------ RECORDED DATA ------

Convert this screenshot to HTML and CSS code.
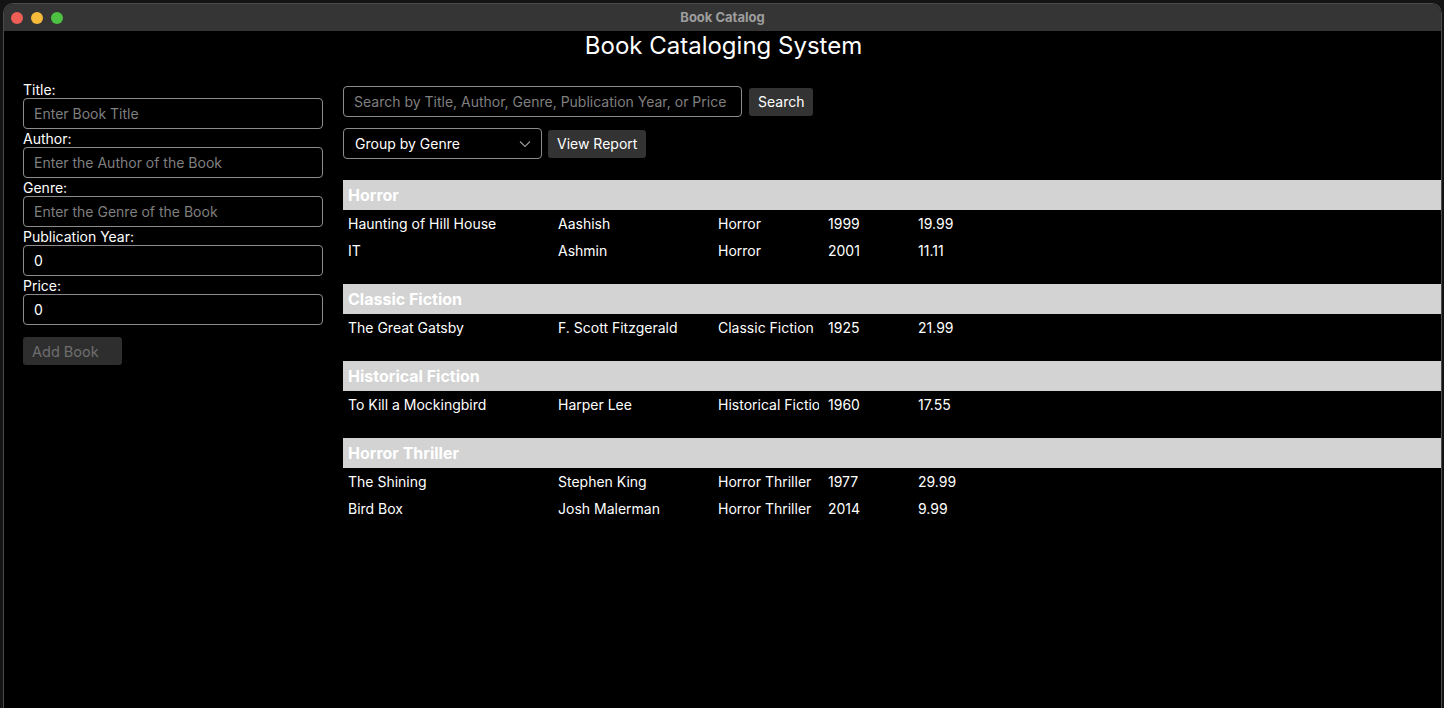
FILE: index.html
```html
<!DOCTYPE html>
<html lang="en">
<head>
<meta charset="utf-8">
<title>Book Catalog</title>
<link rel="stylesheet" href="styles.css">
</head>
<body>
<div class="window">
  <div class="titlebar">
    <div class="lights">
      <span class="light red"></span>
      <span class="light yellow"></span>
      <span class="light green"></span>
    </div>
    <div class="wintitle">Book Catalog</div>
  </div>
  <div class="content">
    <h1 class="apptitle">Book Cataloging System</h1>
    <div class="main">
      <div class="form">
        <label class="lbl">Title:</label>
        <input class="field" type="text" placeholder="Enter Book Title">
        <label class="lbl">Author:</label>
        <input class="field" type="text" placeholder="Enter the Author of the Book">
        <label class="lbl">Genre:</label>
        <input class="field" type="text" placeholder="Enter the Genre of the Book">
        <label class="lbl">Publication Year:</label>
        <input class="field" type="text" value="0">
        <label class="lbl">Price:</label>
        <input class="field" type="text" value="0">
        <button class="btn disabled" type="button">Add Book</button>
      </div>
      <div class="catalog">
        <div class="toolbar">
          <input class="search" type="text" placeholder="Search by Title, Author, Genre, Publication Year, or Price">
          <button class="btn" type="button">Search</button>
        </div>
        <div class="toolbar second">
          <div class="select">
            <span>Group by Genre</span>
            <svg class="chev" width="12" height="8" viewBox="0 0 12 8"><path d="M1 1.5 L6 6.5 L11 1.5" fill="none" stroke="#9a9a9a" stroke-width="1.1"/></svg>
          </div>
          <button class="btn" type="button">View Report</button>
        </div>
        <div class="groups">
          <section class="group">
            <div class="ghead">Horror</div>
            <div class="row"><span class="c1">Haunting of Hill House</span><span class="c2">Aashish</span><span class="c3">Horror</span><span class="c4">1999</span><span class="c5">19.99</span></div>
            <div class="row"><span class="c1">IT</span><span class="c2">Ashmin</span><span class="c3">Horror</span><span class="c4">2001</span><span class="c5">11.11</span></div>
          </section>
          <section class="group">
            <div class="ghead">Classic Fiction</div>
            <div class="row"><span class="c1">The Great Gatsby</span><span class="c2">F. Scott Fitzgerald</span><span class="c3">Classic Fiction</span><span class="c4">1925</span><span class="c5">21.99</span></div>
          </section>
          <section class="group">
            <div class="ghead">Historical Fiction</div>
            <div class="row"><span class="c1">To Kill a Mockingbird</span><span class="c2">Harper Lee</span><span class="c3">Historical Fiction</span><span class="c4">1960</span><span class="c5">17.55</span></div>
          </section>
          <section class="group">
            <div class="ghead">Horror Thriller</div>
            <div class="row"><span class="c1">The Shining</span><span class="c2">Stephen King</span><span class="c3">Horror Thriller</span><span class="c4">1977</span><span class="c5">29.99</span></div>
            <div class="row"><span class="c1">Bird Box</span><span class="c2">Josh Malerman</span><span class="c3">Horror Thriller</span><span class="c4">2014</span><span class="c5">9.99</span></div>
          </section>
        </div>
      </div>
    </div>
  </div>
</div>
</body>
</html>
```
FILE: styles.css
```css
* { box-sizing: border-box; }
html, body {
  margin: 0;
  height: 100%;
}
body {
  background: #141414;
  font-family: Inter, "Noto Sans", sans-serif;
  color: #fff;
  padding: 3px 2px 0 3px;
  overflow: hidden;
}
.window {
  height: 705px;
  background: #000;
  border: 1px solid #4a4a4a;
  border-bottom: none;
  border-radius: 10px 10px 0 0;
  overflow: hidden;
  display: flex;
  flex-direction: column;
}
.titlebar {
  height: 27px;
  flex: none;
  background: #353535;
  display: flex;
  align-items: center;
  position: relative;
}
.lights {
  display: flex;
  gap: 8px;
  padding-left: 7px;
}
.light {
  width: 12px;
  height: 12px;
  border-radius: 50%;
  display: block;
}
.red { background: #ee5d56; }
.yellow { background: #f6bb3a; }
.green { background: #4dc141; }
.wintitle {
  position: absolute;
  left: 0;
  right: 0;
  top: 0;
  line-height: 27px;
  text-align: center;
  font-size: 13px;
  font-weight: 700;
  color: #9e9e9e;
}
.content {
  flex: 1;
  display: flex;
  flex-direction: column;
}
.apptitle {
  margin: 0;
  height: 30px;
  font-size: 24px;
  line-height: 30px;
  font-weight: 400;
  text-align: center;
  padding-left: 2px;
}
.main {
  display: flex;
  padding-left: 19px;
  gap: 20px;
}
.form {
  width: 300px;
  flex: none;
  display: flex;
  flex-direction: column;
  align-items: flex-start;
  padding-top: 19px;
}
.lbl {
  font-size: 14px;
  line-height: 18px;
  height: 18px;
  padding-top: 1px;
  display: block;
}
.field {
  width: 300px;
  height: 31px;
  background: #000;
  border: 1px solid #8c8c8c;
  border-radius: 4px;
  color: #fff;
  font-family: inherit;
  font-size: 14px;
  padding: 0 10px;
  outline: none;
}
.field::placeholder, .search::placeholder {
  color: #7f7f7f;
}
.btn {
  height: 28px;
  background: #333;
  border: none;
  border-radius: 3px;
  color: #fff;
  font-family: inherit;
  font-size: 14px;
  padding: 0 9px;
}
.btn.disabled {
  margin-top: 12px;
  width: 99px;
  text-align: left;
  color: #6e6e6e;
  background: #2e2e2e;
  padding: 0 9px;
  font-size: 14.5px;
}
.catalog {
  flex: 1;
  display: flex;
  flex-direction: column;
  padding-top: 25px;
}
.toolbar {
  display: flex;
  align-items: center;
  gap: 7px;
}
.toolbar.second {
  margin-top: 11px;
  gap: 6px;
}
.search {
  width: 399px;
  height: 31px;
  background: #000;
  border: 1px solid #8c8c8c;
  border-radius: 4px;
  color: #fff;
  font-family: inherit;
  font-size: 14px;
  padding: 0 10px;
  outline: none;
}
.select {
  width: 199px;
  height: 31px;
  border: 1px solid #8c8c8c;
  border-radius: 4px;
  display: flex;
  align-items: center;
  justify-content: space-between;
  padding: 0 10px 0 11px;
  font-size: 14px;
}
.chev { display: block; }
.groups {
  margin-top: 21px;
  display: flex;
  flex-direction: column;
  gap: 20px;
}
.ghead {
  height: 30px;
  background: #d3d3d3;
  color: #fff;
  font-weight: 700;
  font-size: 16px;
  line-height: 30px;
  padding-left: 5px;
}
.row {
  height: 27px;
  display: flex;
  align-items: center;
  font-size: 14px;
  padding-left: 5px;
}
.row span {
  white-space: nowrap;
  overflow: hidden;
}
.c1 { width: 210px; }
.c2 { width: 160px; }
.c3 { width: 101px; margin-right: 9px; }
.c4 { width: 90px; }
.c5 { width: 90px; }
```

------

[AIM]
The listing above must be printed again exactly, minus its pictures.

[PROBLEM SOLUTION]
Convert this screenshot to HTML and CSS code.
FILE: index.html
```html
<!DOCTYPE html>
<html lang="en">
<head>
<meta charset="utf-8">
<title>Book Catalog</title>
<link rel="stylesheet" href="styles.css">
</head>
<body>
<div class="window">
  <div class="titlebar">
    <div class="lights">
      <span class="light red"></span>
      <span class="light yellow"></span>
      <span class="light green"></span>
    </div>
    <div class="wintitle">Book Catalog</div>
  </div>
  <div class="content">
    <h1 class="apptitle">Book Cataloging System</h1>
    <div class="main">
      <div class="form">
        <label class="lbl">Title:</label>
        <input class="field" type="text" placeholder="Enter Book Title">
        <label class="lbl">Author:</label>
        <input class="field" type="text" placeholder="Enter the Author of the Book">
        <label class="lbl">Genre:</label>
        <input class="field" type="text" placeholder="Enter the Genre of the Book">
        <label class="lbl">Publication Year:</label>
        <input class="field" type="text" value="0">
        <label class="lbl">Price:</label>
        <input class="field" type="text" value="0">
        <button class="btn disabled" type="button">Add Book</button>
      </div>
      <div class="catalog">
        <div class="toolbar">
          <input class="search" type="text" placeholder="Search by Title, Author, Genre, Publication Year, or Price">
          <button class="btn" type="button">Search</button>
        </div>
        <div class="toolbar second">
          <div class="select">
            <span>Group by Genre</span>
            <svg class="chev" width="12" height="8" viewBox="0 0 12 8"><path d="M1 1.5 L6 6.5 L11 1.5" fill="none" stroke="#9a9a9a" stroke-width="1.1"/></svg>
          </div>
          <button class="btn" type="button">View Report</button>
        </div>
        <div class="groups">
          <section class="group">
            <div class="ghead">Horror</div>
            <div class="row"><span class="c1">Haunting of Hill House</span><span class="c2">Aashish</span><span class="c3">Horror</span><span class="c4">1999</span><span class="c5">19.99</span></div>
            <div class="row"><span class="c1">IT</span><span class="c2">Ashmin</span><span class="c3">Horror</span><span class="c4">2001</span><span class="c5">11.11</span></div>
          </section>
          <section class="group">
            <div class="ghead">Classic Fiction</div>
            <div class="row"><span class="c1">The Great Gatsby</span><span class="c2">F. Scott Fitzgerald</span><span class="c3">Classic Fiction</span><span class="c4">1925</span><span class="c5">21.99</span></div>
          </section>
          <section class="group">
            <div class="ghead">Historical Fiction</div>
            <div class="row"><span class="c1">To Kill a Mockingbird</span><span class="c2">Harper Lee</span><span class="c3">Historical Fiction</span><span class="c4">1960</span><span class="c5">17.55</span></div>
          </section>
          <section class="group">
            <div class="ghead">Horror Thriller</div>
            <div class="row"><span class="c1">The Shining</span><span class="c2">Stephen King</span><span class="c3">Horror Thriller</span><span class="c4">1977</span><span class="c5">29.99</span></div>
            <div class="row"><span class="c1">Bird Box</span><span class="c2">Josh Malerman</span><span class="c3">Horror Thriller</span><span class="c4">2014</span><span class="c5">9.99</span></div>
          </section>
        </div>
      </div>
    </div>
  </div>
</div>
</body>
</html>
```
FILE: styles.css
```css
* { box-sizing: border-box; }
html, body {
  margin: 0;
  height: 100%;
}
body {
  background: #141414;
  font-family: Inter, "Noto Sans", sans-serif;
  color: #fff;
  padding: 3px 2px 0 3px;
  overflow: hidden;
}
.window {
  height: 705px;
  background: #000;
  border: 1px solid #4a4a4a;
  border-bottom: none;
  border-radius: 10px 10px 0 0;
  overflow: hidden;
  display: flex;
  flex-direction: column;
}
.titlebar {
  height: 27px;
  flex: none;
  background: #353535;
  display: flex;
  align-items: center;
  position: relative;
}
.lights {
  display: flex;
  gap: 8px;
  padding-left: 7px;
}
.light {
  width: 12px;
  height: 12px;
  border-radius: 50%;
  display: block;
}
.red { background: #ee5d56; }
.yellow { background: #f6bb3a; }
.green { background: #4dc141; }
.wintitle {
  position: absolute;
  left: 0;
  right: 0;
  top: 0;
  line-height: 27px;
  text-align: center;
  font-size: 13px;
  font-weight: 700;
  color: #9e9e9e;
}
.content {
  flex: 1;
  display: flex;
  flex-direction: column;
}
.apptitle {
  margin: 0;
  height: 30px;
  font-size: 24px;
  line-height: 30px;
  font-weight: 400;
  text-align: center;
  padding-left: 2px;
}
.main {
  display: flex;
  padding-left: 19px;
  gap: 20px;
}
.form {
  width: 300px;
  flex: none;
  display: flex;
  flex-direction: column;
  align-items: flex-start;
  padding-top: 19px;
}
.lbl {
  font-size: 14px;
  line-height: 18px;
  height: 18px;
  padding-top: 1px;
  display: block;
}
.field {
  width: 300px;
  height: 31px;
  background: #000;
  border: 1px solid #8c8c8c;
  border-radius: 4px;
  color: #fff;
  font-family: inherit;
  font-size: 14px;
  padding: 0 10px;
  outline: none;
}
.field::placeholder, .search::placeholder {
  color: #7f7f7f;
}
.btn {
  height: 28px;
  background: #333;
  border: none;
  border-radius: 3px;
  color: #fff;
  font-family: inherit;
  font-size: 14px;
  padding: 0 9px;
}
.btn.disabled {
  margin-top: 12px;
  width: 99px;
  text-align: left;
  color: #6e6e6e;
  background: #2e2e2e;
  padding: 0 9px;
  font-size: 14.5px;
}
.catalog {
  flex: 1;
  display: flex;
  flex-direction: column;
  padding-top: 25px;
}
.toolbar {
  display: flex;
  align-items: center;
  gap: 7px;
}
.toolbar.second {
  margin-top: 11px;
  gap: 6px;
}
.search {
  width: 399px;
  height: 31px;
  background: #000;
  border: 1px solid #8c8c8c;
  border-radius: 4px;
  color: #fff;
  font-family: inherit;
  font-size: 14px;
  padding: 0 10px;
  outline: none;
}
.select {
  width: 199px;
  height: 31px;
  border: 1px solid #8c8c8c;
  border-radius: 4px;
  display: flex;
  align-items: center;
  justify-content: space-between;
  padding: 0 10px 0 11px;
  font-size: 14px;
}
.chev { display: block; }
.groups {
  margin-top: 21px;
  display: flex;
  flex-direction: column;
  gap: 20px;
}
.ghead {
  height: 30px;
  background: #d3d3d3;
  color: #fff;
  font-weight: 700;
  font-size: 16px;
  line-height: 30px;
  padding-left: 5px;
}
.row {
  height: 27px;
  display: flex;
  align-items: center;
  font-size: 14px;
  padding-left: 5px;
}
.row span {
  white-space: nowrap;
  overflow: hidden;
}
.c1 { width: 210px; }
.c2 { width: 160px; }
.c3 { width: 101px; margin-right: 9px; }
.c4 { width: 90px; }
.c5 { width: 90px; }
```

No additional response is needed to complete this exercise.